====== Records to process ======
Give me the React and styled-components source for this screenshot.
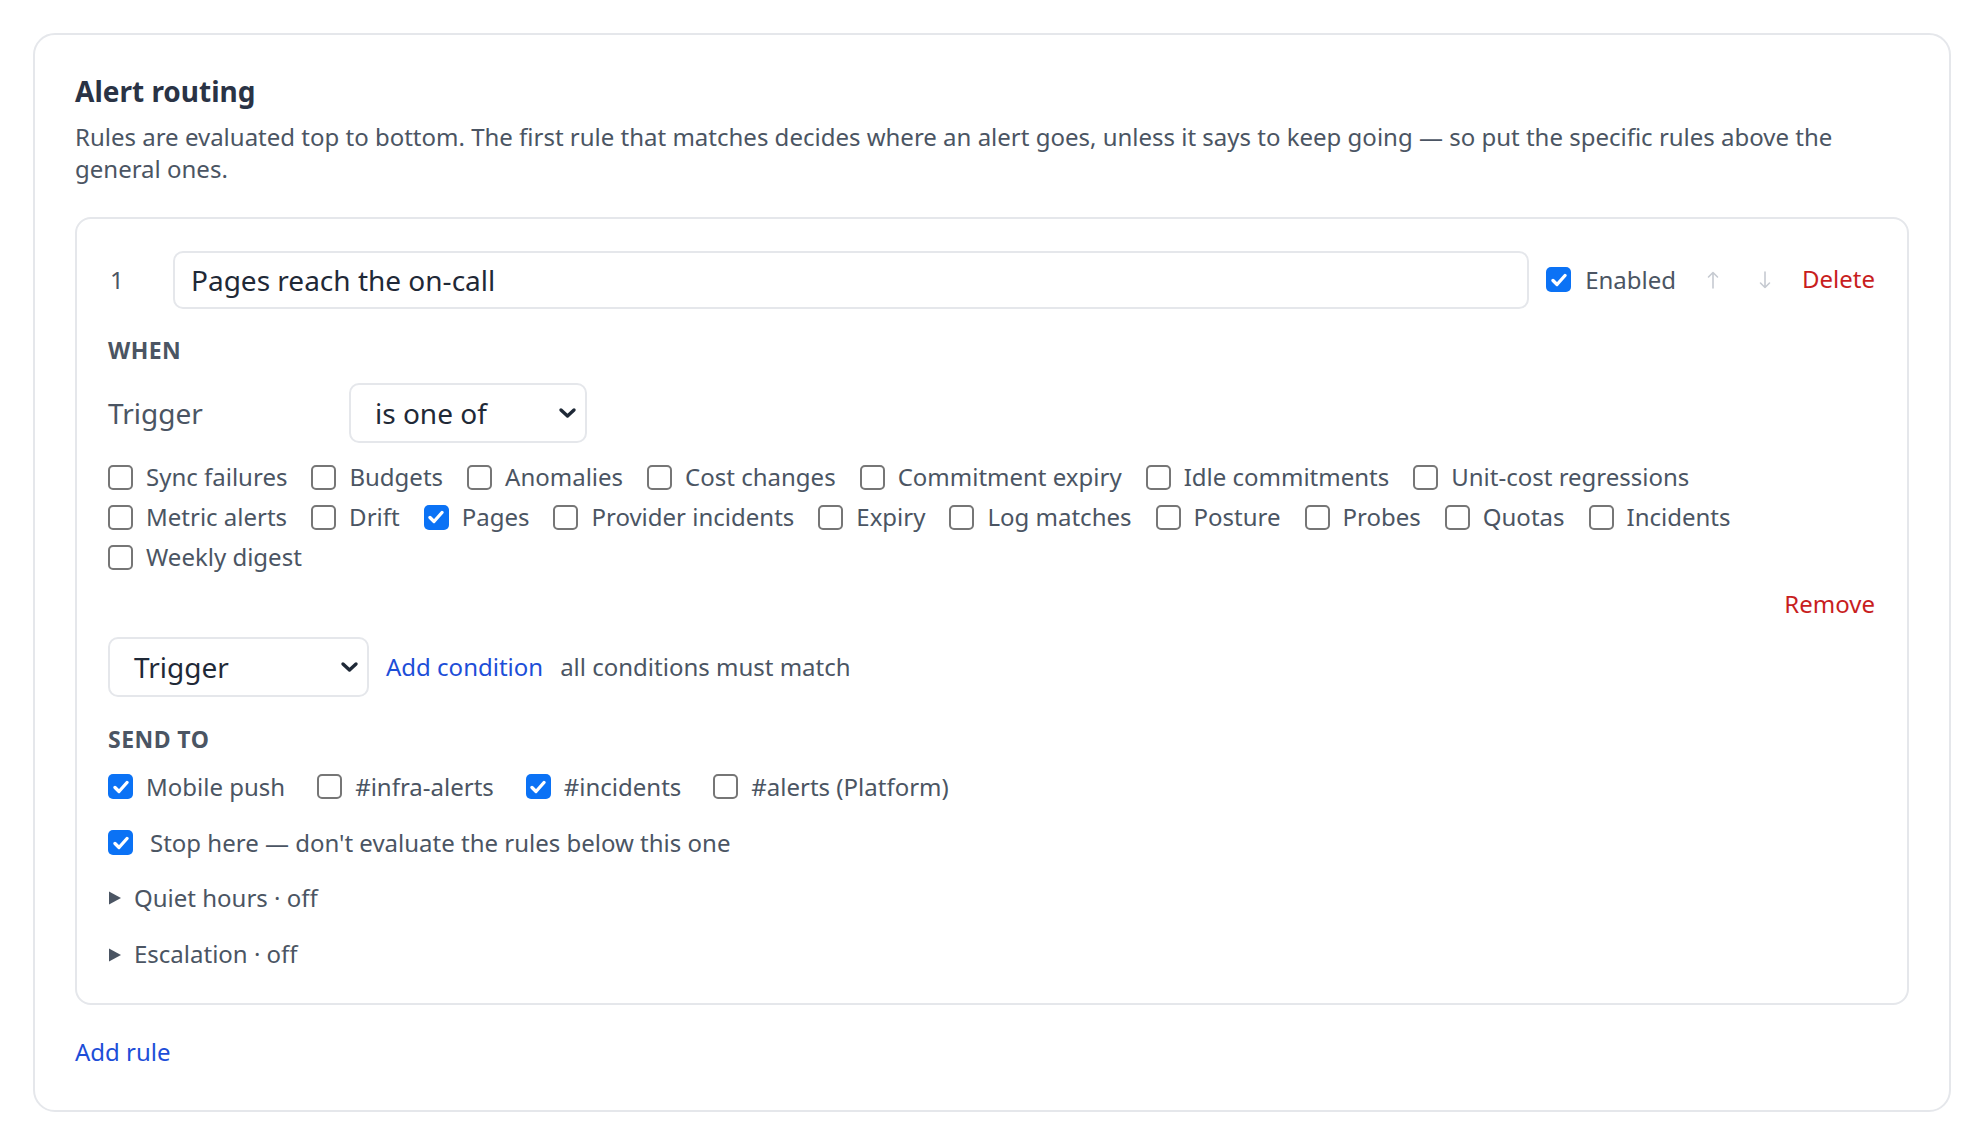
======
====== Records to process ======
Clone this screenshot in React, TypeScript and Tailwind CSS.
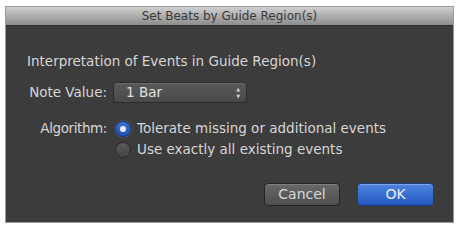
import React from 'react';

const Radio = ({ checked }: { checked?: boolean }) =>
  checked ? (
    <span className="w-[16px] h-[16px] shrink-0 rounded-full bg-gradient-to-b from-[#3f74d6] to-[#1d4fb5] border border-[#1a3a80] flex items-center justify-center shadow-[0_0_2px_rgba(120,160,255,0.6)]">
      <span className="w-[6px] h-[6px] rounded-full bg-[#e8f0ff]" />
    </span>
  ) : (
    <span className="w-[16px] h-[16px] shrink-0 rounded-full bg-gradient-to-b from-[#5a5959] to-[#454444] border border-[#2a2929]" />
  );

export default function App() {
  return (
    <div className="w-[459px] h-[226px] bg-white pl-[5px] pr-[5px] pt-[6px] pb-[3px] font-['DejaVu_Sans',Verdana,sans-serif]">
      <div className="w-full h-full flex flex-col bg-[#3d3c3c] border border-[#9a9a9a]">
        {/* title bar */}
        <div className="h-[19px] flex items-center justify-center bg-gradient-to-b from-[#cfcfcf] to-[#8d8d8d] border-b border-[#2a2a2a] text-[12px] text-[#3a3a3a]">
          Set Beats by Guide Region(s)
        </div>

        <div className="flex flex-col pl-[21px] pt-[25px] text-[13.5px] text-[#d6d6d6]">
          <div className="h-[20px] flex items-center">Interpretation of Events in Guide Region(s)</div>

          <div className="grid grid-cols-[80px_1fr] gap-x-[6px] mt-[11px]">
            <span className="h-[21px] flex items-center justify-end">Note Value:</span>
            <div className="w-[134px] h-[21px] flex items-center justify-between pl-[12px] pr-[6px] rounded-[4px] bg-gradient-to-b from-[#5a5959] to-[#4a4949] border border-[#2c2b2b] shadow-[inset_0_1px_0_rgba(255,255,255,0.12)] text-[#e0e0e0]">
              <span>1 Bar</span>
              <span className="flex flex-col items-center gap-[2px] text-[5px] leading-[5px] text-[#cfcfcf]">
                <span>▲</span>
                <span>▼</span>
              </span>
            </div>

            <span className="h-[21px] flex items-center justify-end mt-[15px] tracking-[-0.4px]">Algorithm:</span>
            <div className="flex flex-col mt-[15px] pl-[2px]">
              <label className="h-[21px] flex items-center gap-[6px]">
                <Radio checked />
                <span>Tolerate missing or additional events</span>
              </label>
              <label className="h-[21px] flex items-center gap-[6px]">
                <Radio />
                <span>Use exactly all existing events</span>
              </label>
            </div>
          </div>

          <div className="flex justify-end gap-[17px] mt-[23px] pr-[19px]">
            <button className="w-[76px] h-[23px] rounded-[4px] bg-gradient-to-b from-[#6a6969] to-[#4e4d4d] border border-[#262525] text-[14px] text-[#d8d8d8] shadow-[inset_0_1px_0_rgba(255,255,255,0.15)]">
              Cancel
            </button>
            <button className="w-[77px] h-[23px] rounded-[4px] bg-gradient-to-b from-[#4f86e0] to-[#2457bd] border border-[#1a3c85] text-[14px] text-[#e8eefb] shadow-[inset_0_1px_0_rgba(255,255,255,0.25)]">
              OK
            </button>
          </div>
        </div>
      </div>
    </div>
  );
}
======
Beginning with the line above that contains "Clone this screenshot" and ending with the line that contains "import React from 'react';", quote each line exactly, keeping out the pictures.

### Exercise answer
Clone this screenshot in React, TypeScript and Tailwind CSS.
import React from 'react';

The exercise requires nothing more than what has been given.